Acte 1 – Le droit français
On sait que l’article L 3141-3 alinéa 1 du Code du travail dispose que « le salarié a droit à un congé de deux jours et demi ouvrables par mois de travail effectif chez le même employeur ». En visant, spécifiquement la notion de « travail effectif », le législateur excluait donc toute acquisition de congés pendant la maladie. Le même Code du travail prévoyait toutefois deux exceptions à ce principe : les périodes de congé de maternité, de paternité et d’accueil de l’enfant et d’adoption et celles (dans la limite d’une durée ininterrompue d’un an) pendant lesquelles l’exécution du contrat de travail est suspendue pour cause d’accident du travail ou de maladie professionnelle (Code du trav. art. L3141-5)
Acte 2 – La directive européenne du 4 novembre 2003
Toutefois, le droit français n’allait-il pas à l’encontre du droit européen ? En effet, certains avaient peut-être oublié le sens de la directive européenne 2003/88/CE du 4 novembre 2003 concernant certains aspects de l’aménagement du temps de travail, et particulièrement de son article 7 suivant lequel : « les États membres prennent les mesures nécessaires pour que tout travailleur bénéficie d’un congé annuel payé d’au moins quatre semaines, conformément aux conditions d’obtention et d’octroi prévues par les législations et/ou pratiques nationales. La période minimale de congé annuel payé ne peut être remplacée par une indemnité financière, sauf en cas de fin de relation de travail ». On notera qu’aucune mention de « travail effectif » ne figure dans cette source.

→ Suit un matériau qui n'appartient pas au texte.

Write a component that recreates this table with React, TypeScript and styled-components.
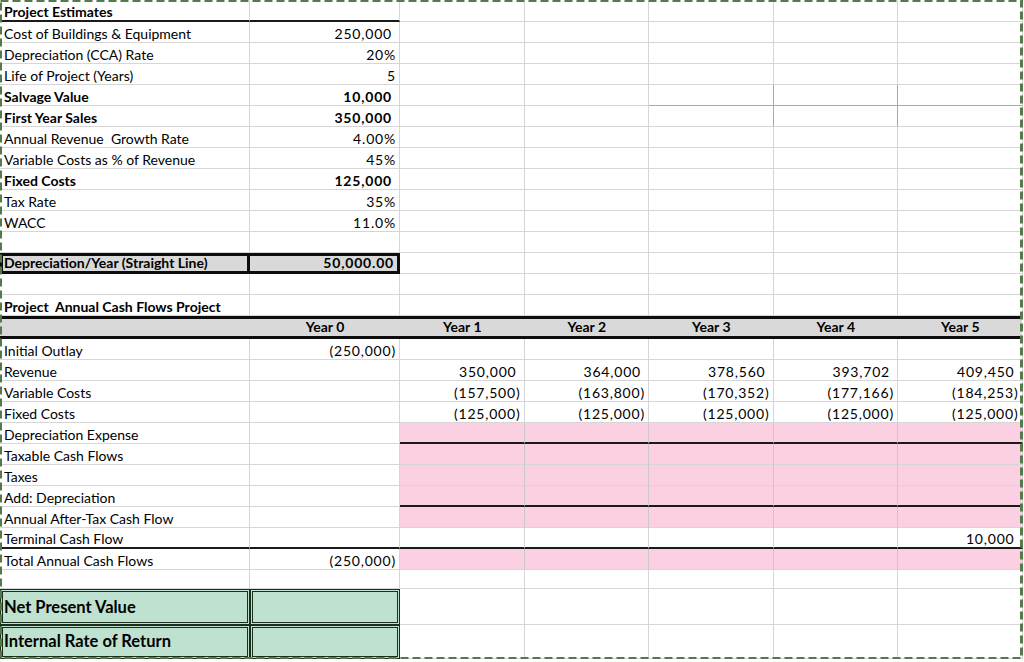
import React from 'react';
import styled, { createGlobalStyle } from 'styled-components';

const GRID = '#d6d6d6';
const PINK = '#fbd0e2';
const GRAY = '#d9d9d9';
const GREEN = '#bfe1cf';
const DARK_GRID = '#a9a9a9';
const RULE = '2px solid #1a1a1a';
const HEAVY = '3px solid #0d0d0d';
const DOUBLE = '3px double #1c2e1c';

const GlobalStyle = createGlobalStyle`
  html, body { margin: 0; padding: 0; background: #ffffff; }
  body {
    font-family: Lato, "Liberation Sans", Arial, sans-serif;
    color: #000000;
    overflow: hidden;
  }
`;

const COLS = '250px 150px repeat(5, 124.5px)';

const Sheet = styled.div`
  position: relative;
  width: 1022px;
  padding-top: 1px;
`;

const Row = styled.div<{ $h?: number }>`
  display: grid;
  grid-template-columns: ${COLS};
  height: ${(p) => p.$h ?? 21}px;
`;

const HeaderRow = styled(Row)`
  box-sizing: border-box;
  background: ${GRAY};
  border-top: ${HEAVY};
  border-bottom: ${HEAVY};
`;

type Align = 'left' | 'right' | 'center';

const Cell = styled.div<{
  $align?: Align;
  $bold?: boolean;
  $fill?: string;
  $trail?: boolean;
  $rule?: string;
  $edge?: string;
}>`
  box-sizing: border-box;
  display: flex;
  align-items: flex-end;
  justify-content: ${(p) =>
    p.$align === 'right' ? 'flex-end' : p.$align === 'center' ? 'center' : 'flex-start'};
  padding: 0 ${(p) => (p.$align === 'right' ? (p.$trail ? 7 : 3) : 3)}px 1px
    ${(p) => (p.$align === 'left' || !p.$align ? 4 : 3)}px;
  font-size: 14px;
  line-height: 1;
  letter-spacing: ${(p) => (p.$align === 'right' ? '0.8px' : '0')};
  font-weight: ${(p) => (p.$bold ? 700 : 400)};
  background: ${(p) => p.$fill ?? 'transparent'};
  border-right: ${(p) => p.$edge ?? `1px solid ${GRID}`};
  border-bottom: ${(p) => p.$rule ?? `1px solid ${GRID}`};
  white-space: pre;
`;

const HeadCell = styled(Cell)`
  border: none;
  padding-bottom: 2px;
  letter-spacing: 0;
`;

const FramedCell = styled(Cell)<{ $frame: string; $open?: boolean; $large?: boolean }>`
  border: ${(p) => p.$frame};
  ${(p) => (p.$open ? 'border-left: none;' : 'padding-left: 1px;')}
  ${(p) => (p.$large ? 'font-size: 16.5px; padding-bottom: 7px;' : '')}
`;

const Marquee = styled.svg`
  position: absolute;
  left: 0;
  top: 0;
  pointer-events: none;
`;

type Spec = {
  text?: string;
  align?: Align;
  bold?: boolean;
  fill?: string;
  trail?: boolean;
  rule?: string;
  edge?: string;
};

const Line = ({ cells, h }: { cells: Spec[]; h?: number }) => (
  <Row $h={h}>
    {cells.map((c, i) => (
      <Cell
        key={i}
        $align={c.align ?? (i === 0 ? 'left' : 'right')}
        $bold={c.bold}
        $fill={c.fill}
        $trail={c.trail}
        $rule={c.rule}
        $edge={c.edge}
      >
        {c.text}
      </Cell>
    ))}
  </Row>
);

const blanks = (n: number, extra: Spec = {}): Spec[] => Array.from({ length: n }, () => ({ ...extra }));

const inputs: { label: string; value: string; trail?: boolean; bold?: boolean }[] = [
  { label: 'Cost of Buildings & Equipment', value: '250,000', trail: true },
  { label: 'Depreciation (CCA) Rate', value: '20%' },
  { label: 'Life of Project (Years)', value: '5' },
  { label: 'Salvage Value', value: '10,000', trail: true, bold: true },
  { label: 'First Year Sales', value: '350,000', trail: true, bold: true },
  { label: 'Annual Revenue  Growth Rate', value: '4.00%' },
  { label: 'Variable Costs as % of Revenue', value: '45%' },
  { label: 'Fixed Costs', value: '125,000', trail: true, bold: true },
  { label: 'Tax Rate', value: '35%' },
  { label: 'WACC', value: '11.0%' },
];

type Flow = {
  label: string;
  year0?: string;
  years?: string[];
  trail?: boolean;
  pink?: boolean;
  ruleYears?: boolean;
  ruleAll?: boolean;
};

const flows: Flow[] = [
  { label: 'Initial Outlay', year0: '(250,000)' },
  { label: 'Revenue', years: ['350,000', '364,000', '378,560', '393,702', '409,450'], trail: true },
  { label: 'Variable Costs', years: ['(157,500)', '(163,800)', '(170,352)', '(177,166)', '(184,253)'] },
  { label: 'Fixed Costs', years: ['(125,000)', '(125,000)', '(125,000)', '(125,000)', '(125,000)'] },
  { label: 'Depreciation Expense', pink: true, ruleYears: true },
  { label: 'Taxable Cash Flows', pink: true },
  { label: 'Taxes', pink: true },
  { label: 'Add: Depreciation', pink: true, ruleYears: true },
  { label: 'Annual After-Tax Cash Flow', pink: true },
  { label: 'Terminal Cash Flow', years: ['', '', '', '', '10,000'], trail: true, ruleAll: true },
  { label: 'Total Annual Cash Flows', year0: '(250,000)', pink: true },
];

const inputExtras = (i: number): Spec[] => {
  // subtle darker borders around a few cells in columns E–G
  const row: Spec[] = blanks(5);
  if (i === 3) {
    row[2] = { edge: `1px solid ${DARK_GRID}`, rule: `1px solid ${DARK_GRID}` };
    row[3] = { edge: `1px solid ${DARK_GRID}`, rule: `1px solid ${DARK_GRID}` };
    row[4] = { rule: `1px solid ${DARK_GRID}` };
  }
  if (i === 4) {
    row[2] = { edge: `1px solid ${DARK_GRID}` };
    row[3] = { edge: `1px solid ${DARK_GRID}` };
  }
  return row;
};

const years = ['Year 0', 'Year 1', 'Year 2', 'Year 3', 'Year 4', 'Year 5'];

export default function App() {
  return (
    <>
      <GlobalStyle />
      <Sheet>
        <Line
          cells={[
            { text: 'Project Estimates', bold: true, rule: RULE },
            { rule: RULE },
            ...blanks(5),
          ]}
        />
        {inputs.map((r, i) => (
          <Line
            key={r.label}
            cells={[
              { text: r.label, bold: r.bold },
              { text: r.value, bold: r.bold, trail: r.trail },
              ...inputExtras(i),
            ]}
          />
        ))}
        <Line cells={blanks(7)} />
        <Row>
          <FramedCell $frame={HEAVY} $fill={GRAY} $bold>
            Depreciation/Year (Straight Line)
          </FramedCell>
          <FramedCell $frame={HEAVY} $open $fill={GRAY} $bold $align="right">
            50,000.00
          </FramedCell>
          {blanks(5).map((_, i) => (
            <Cell key={i} />
          ))}
        </Row>
        <Line cells={blanks(7)} />
        <Line cells={[{ text: 'Project  Annual Cash Flows Project', bold: true }, ...blanks(6)]} />
        <HeaderRow $h={23}>
          <HeadCell />
          {years.map((y) => (
            <HeadCell key={y} $align="center" $bold>
              {y}
            </HeadCell>
          ))}
        </HeaderRow>
        {flows.map((f) => {
          const yearCells: Spec[] = Array.from({ length: 5 }, (_, k) => ({
            text: f.years?.[k],
            trail: f.trail,
            fill: f.pink ? PINK : undefined,
            rule: f.ruleYears || f.ruleAll ? RULE : undefined,
            edge: f.pink ? '1px solid #c9c9c9' : undefined,
          }));
          return (
            <Line
              key={f.label}
              cells={[
                { text: f.label, rule: f.ruleAll ? RULE : undefined },
                { text: f.year0, rule: f.ruleAll ? RULE : undefined },
                ...yearCells,
              ]}
            />
          );
        })}
        <Line h={19} cells={blanks(7)} />
        {[
          { label: 'Net Present Value', h: 36 },
          { label: 'Internal Rate of Return', h: 34 },
        ].map((r) => (
          <Row key={r.label} $h={r.h}>
            <FramedCell $frame={DOUBLE} $fill={GREEN} $bold $large>
              {r.label}
            </FramedCell>
            <FramedCell $frame={DOUBLE} $fill={GREEN} />
            {blanks(5).map((_, i) => (
              <Cell key={i} />
            ))}
          </Row>
        ))}
        <Marquee width={1024} height={662}>
          <rect
            x={0.5}
            y={0.5}
            width={1021}
            height={658}
            fill="none"
            stroke="#54794a"
            strokeWidth={3}
            strokeDasharray="8 4"
          />
        </Marquee>
      </Sheet>
    </>
  );
}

Acte 3 – Une position mitigée de la Cour de cassation, pendant 20 ans
La Cour de cassation avait déduit de cette directive que le droit français n’était pas conforme au droit européen, moins restrictif, mais que le juge ne pouvait permettre, dans un litige entre des particuliers, d’écarter les effets d’une disposition de droit national contraire (Cass soc.,13 mars 2013, pourvoi n° 11-22285). Autrement dit, il ne restait plus au salarié lésé que la possibilité d’attaquer l’État devant le juge administratif, en lui reprochant de ne pas avoir retranscrit les dispositions européennes dans l’ordre juridique interne (CAA Versailles, 17 juillet 2023, n° 22VE00442).
Acte 4 – Le revirement spectaculaire de la Cour de cassation
Par deux arrêts fondamentaux du 13 septembre 2023, la Cour de cassation a décidé que les salariés acquièrent des droits à congés payés :
- pendant leurs arrêts de travail pour maladie non professionnelle (Cass soc., pourvoi n° 22-17340) ;
- dans cadre d’une suspension du contrat de travail liée à un accident ou à une maladie professionnelle, le droit à congé n’étant plus limité à un an (Cass. soc., pourvoi n° 22-17638).
Acte 5 – La saisine du Conseil constitutionnel
Selon le juge constitutionnel français, les dispositions du Code du travail sont conformes à la Constitution française et le droit au repos est correctement protégé par le Code du travail, dans la mesure où le législateur peut « assimiler à des périodes de travail effectif les seules périodes d’absence du salarié pour cause d’accident du travail ou de maladie professionnelle, sans étendre le bénéfice d’une telle assimilation aux périodes d’absence pour cause de maladie non professionnelle » (Décision n° 2023-1079, QPC, question prioritaire de constitutionnalité, du 8 février 2024)
Mais cela ne change rien au débat, puisque le Conseil constitutionnel s’est prononcé uniquement dans un cadre français et, si les dispositions sont conformes à la Constitution, elles restent contraires au droit de l’Union européenne. Le juge prud’homal peut continuer à les écarter sur ce fondement, dans les litiges portés par les salariés.
Acte 6 – La nécessaire réforme
Pour se conformer au droit européen, une réforme est indispensable. Quelques pistes ont déjà été données :
- plafonner l’acquisition à quatre semaines de congés pouvant être acquis lors des arrêts de travail pour maladie non professionnelle (alors que les salariés victimes d’un AT/MP, accident du travail/ maladie professionnelle, acquièrent cinq semaines, ce qui ne serait pas contraire au principe d’égalité) ;
- limiter à 15 mois le report des congés payés acquis par les salariés en arrêt maladie.